Gemmayze St opened a month ago in 92-year-old St Kevins Arcade. Photo / Dean Purcell
Address: St Kevins Arcade, 183 Karangahape Rd Phone: (09) 600 1545 Rating out of 10: Food: 8, Service: 7, Value: 7, Ambience: 7 Book onlinewith Restaurant Hub
Best use of quinoa in urban Auckland? The octopus dish at Gemmayze St.
It is popped, puffed and liberally applied. It adds crunch to a salty, smoky taramasalata that is, in turn, topped with tangy, chewy octopus tentacles.
That is a lot of adjectives for one dish. They are all warranted. When Gemmayze St gets it right, the results are outstanding. Even when it gets it wrong, it won't be through lack of trying. Take the $25 market fish. Tarakihi rubbed in spice, sitting on wilted greens, covered in shellfish bisque foam, served with blobs of onion puree, puffed rice and something pink and pickled. Too much? The onion had been overly charred for my palate, so, yes.
Gemmayze St opened a month ago in 92-year-old St Kevins Arcade. The building was bought last year by Paul Reid, whose CV has almost as many components as that fish. A property developer, former Shortland Street actor and member of the band Rubicon, Reid assured tenants he wouldn't turn the icon into Ponsonby Central Part 2. So far, so good. (Though I would not be averse to the unisex toilet undergoing a bit of gentrification.
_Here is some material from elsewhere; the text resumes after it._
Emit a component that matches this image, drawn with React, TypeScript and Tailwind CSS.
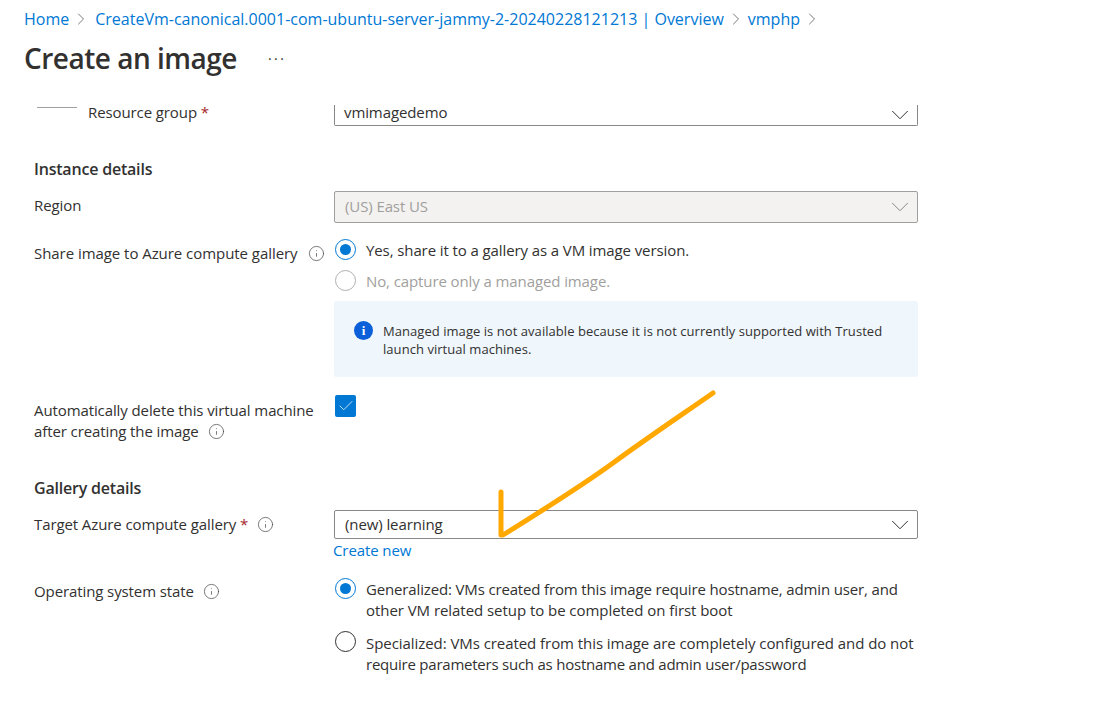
import { ChevronDown, ChevronRight, Check, Info } from "lucide-react";

function Hint() {
    return <Info size={17} strokeWidth={1} className="text-[#444] shrink-0" />;
}

function Chevron({ muted }: { muted?: boolean }) {
    return (
        <ChevronDown
            size={30}
            strokeWidth={0.8}
            className={muted ? "text-[#8a8886]" : "text-[#323130]"}
        />
    );
}

function Crumb() {
    return <ChevronRight size={20} strokeWidth={1} className="text-[#605e5c] ml-[2px] mr-[4px] shrink-0" />;
}

function Radio({ checked, muted, label }: { checked?: boolean; muted?: boolean; label: React.ReactNode }) {
    return (
        <div className="flex gap-[10px] ml-px">
            <div
                className={`w-[21px] h-[21px] rounded-full border-[1.5px] shrink-0 flex items-center justify-center ${
                    checked ? "border-[#0078d4]" : muted ? "border-[#b3b0ad]" : "border-[#323130]"
                }`}
            >
                {checked && <div className="w-[11px] h-[11px] rounded-full bg-[#0078d4]" />}
            </div>
            <div className={`leading-[21px] mt-px ${muted ? "text-[#a19f9d]" : "text-[#323130]"}`}>{label}</div>
        </div>
    );
}

export default function App() {
    return (
        <div className="w-[1098px] h-[718px] relative overflow-hidden bg-white text-[15px] text-[#323130] font-['Open_Sans','Liberation_Sans',sans-serif] tracking-[-0.1px]">
            {/* Header */}
            <div className="h-[105px] pl-6 pt-[8px]">
                <div className="flex items-center h-[22px] text-[16px] tracking-normal text-[#0078d4]">
                    <span>Home</span>
                    <Crumb />
                    <span>CreateVm-canonical.0001-com-ubuntu-server-jammy-2-20240228121213 | Overview</span>
                    <Crumb />
                    <span className="-ml-[2px]">vmphp</span>
                    <Crumb />
                </div>
                <div className="flex items-center mt-[10px] h-[36px]">
                    <h1 className="text-[28px] font-semibold tracking-[-0.5px]">Create an image</h1>
                    <span className="ml-[31px] text-[#323130] text-[14px] tracking-[2.5px]">···</span>
                </div>
            </div>

            {/* Form */}
            <div className="pl-[34px] w-[918px]">
                <div className="grid grid-cols-[300px_584px] h-[21px]">
                    <div className="flex items-center gap-[11px]">
                        <div className="w-10 h-px bg-[#a19f9d] ml-[3px] -mt-[16px]" />
                        <span className="-mt-[7px]">
                            Resource group <span className="text-[#a4262c]">*</span>
                        </span>
                    </div>
                    <div className="h-[21px] border border-t-0 border-[#8a8886] rounded-b-[2px] flex items-center justify-between pl-[9px] pr-[2px]">
                        <span className="-mt-[6px]">vmimagedemo</span>
                        <Chevron />
                    </div>
                </div>

                <h2 className="mt-[32px] text-[16px] font-semibold leading-[22px] tracking-[-0.2px]">Instance details</h2>

                <div className="grid grid-cols-[300px_584px] mt-[11px] h-[29px]">
                    <div className="leading-[28px]">Region</div>
                    <div className="border border-[#a19f9d] rounded-[2px] bg-[#f3f2f1] flex items-center justify-between pl-[10px] pr-[2px] text-[#a19f9d]">
                        <span className="-mt-[2px]">(US) East US</span>
                        <Chevron muted />
                    </div>
                </div>

                <div className="grid grid-cols-[300px_584px] mt-[19px]">
                    <div className="flex items-center gap-[10px] h-[28px] self-start">
                        <span className="tracking-[-0.05px]">Share image to Azure compute gallery</span>
                        <Hint />
                    </div>
                    <div>
                        <Radio checked label="Yes, share it to a gallery as a VM image version." />
                        <div className="mt-[9px]">
                            <Radio muted label="No, capture only a managed image." />
                        </div>
                        <div className="mt-[9px] h-[76px] bg-[#eff6fc] rounded-[2px] flex gap-[10px] pl-[20px] pr-[20px] pt-[20px] text-[13px] leading-[18px] tracking-[0.05px]">
                            <div className="w-[19px] h-[19px] rounded-full bg-[#0b5fd8] shrink-0 flex items-center justify-center text-white text-[13px] font-bold font-['Liberation_Serif',serif]">
                                i
                            </div>
                            <div className="mt-px">
                                Managed image is not available because it is not currently supported with Trusted launch virtual machines.
                            </div>
                        </div>
                    </div>
                </div>

                <div className="grid grid-cols-[300px_584px] mt-[18px]">
                    <div className="leading-[21px] pt-[5px]">
                        <div>Automatically delete this virtual machine</div>
                        <div className="flex items-center gap-[9px]">
                            <span>after creating the image</span>
                            <Hint />
                        </div>
                    </div>
                    <div className="w-[21px] h-[22px] ml-px bg-[#0078d4] rounded-[2px] flex items-center justify-center">
                        <Check size={18} strokeWidth={1} className="text-white" />
                    </div>
                </div>

                <h2 className="mt-[35px] text-[16px] font-semibold leading-[22px] tracking-[-0.2px]">Gallery details</h2>

                <div className="grid grid-cols-[300px_584px] mt-[11px]">
                    <div className="flex items-center gap-[9px] h-[29px] self-start">
                        <span>
                            Target Azure compute gallery <span className="text-[#a4262c]">*</span>
                        </span>
                        <Hint />
                    </div>
                    <div>
                        <div className="h-[29px] border border-[#8a8886] rounded-[2px] flex items-center justify-between pl-[10px] pr-[2px]">
                            <span>(new) learning</span>
                            <Chevron />
                        </div>
                        <div className="text-[#0078d4] leading-[21px] mt-px -ml-px">Create new</div>
                    </div>
                </div>

                <div className="grid grid-cols-[300px_584px] mt-[17px]">
                    <div className="flex items-center gap-[9px] h-[27px]">
                        <span>Operating system state</span>
                        <Hint />
                    </div>
                    <div>
                        <Radio
                            checked
                            label={
                                <>
                                    <span className="tracking-[-0.15px]">
                                        Generalized: VMs created from this image require hostname, admin user, and
                                    </span>
                                    <br />
                                    <span className="tracking-[-0.05px]">
                                        other VM related setup to be completed on first boot
                                    </span>
                                </>
                            }
                        />
                        <div className="mt-[10px]">
                            <Radio
                                label={
                                    <div className="mt-px">
                                        <span className="tracking-[-0.06px]">
                                            Specialized: VMs created from this image are completely configured and do not
                                        </span>
                                        <br />
                                        <span className="tracking-[-0.23px]">
                                            require parameters such as hostname and admin user/password
                                        </span>
                                    </div>
                                }
                            />
                        </div>
                    </div>
                </div>
            </div>

            {/* Hand-drawn annotation */}
            <svg className="absolute left-0 top-0 pointer-events-none" width="1098" height="718" fill="none">
                <path
                    d="M713 393 C680 416 650 436 613 463 C580 487 540 512 503 535 L501 535 L501 492"
                    stroke="#ffa800"
                    strokeWidth="5"
                    strokeLinecap="round"
                    strokeLinejoin="round"
                />
            </svg>
        </div>
    );
}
Un-gentrification?).
First-timers to this Lebanese bistro are encouraged to order the $50 per person jeeb, a literal instruction to "bring" that will result in the chef sending out the best on offer. Don't do it. Or, if you do, don't look at the menu first.
There are 14 mezze, including pheasant ravioli ($10), sardines with sumac ($12) lamb's tongue ($12) and baked halloumi ($14). We were served flatbread, hummus, tabbouli, a steak of cauliflower sprinkled with sultanas, beetroot salad and mushy eggplant topped with chickpeas.
The tabouli was unusually light on bulgur and very heavy on parsley, and I prefer a more garlicky hummus, but everything else was delicious. The beetroot came with slices of lightly spiced and pickled apple that leaped from plate to palate; almond slivers brought the fatteh eggplant alive. But, having seen the menu we knew what we weren't getting and we wanted the halloumi (an addendum that is highly recommended).
Octopus was also a specific request. In salt-and-pepper squid-obsessed Auckland, it rarely gets a look in and is easily reason enough to eat at Gemmayze St. We didn't try the lamb (braised or kibbeh) because the chef sent the fish.
The kitchen is the domain of Shamir Allen. He's worked with The Grove's Ben Bayly, but his culinary heritage goes way further back. This restaurant is a labour of love, celebrating the Fahkry (later Farry) family who came from Lebanon to Dunedin in 1899. Their first hospitality venture, Gore's Midland Bar, opened in 1947. At Gemmayze St, they credit it as "the blueprint for our service, style and warmth".
And the service? Superb. When I said the dessert (caramelised filo, pistachio parfait and rose floss) was not really to my taste, the waitperson looked physically pained. Wine recommendations (a Lebanese rosé that smelled like vanilla and never lost its balance) were carefully explained. When we arrived, the maitre d' was relieved we'd booked, because, "I don't have the heart to turn another person away tonight." They take things personally - and that always makes food taste better.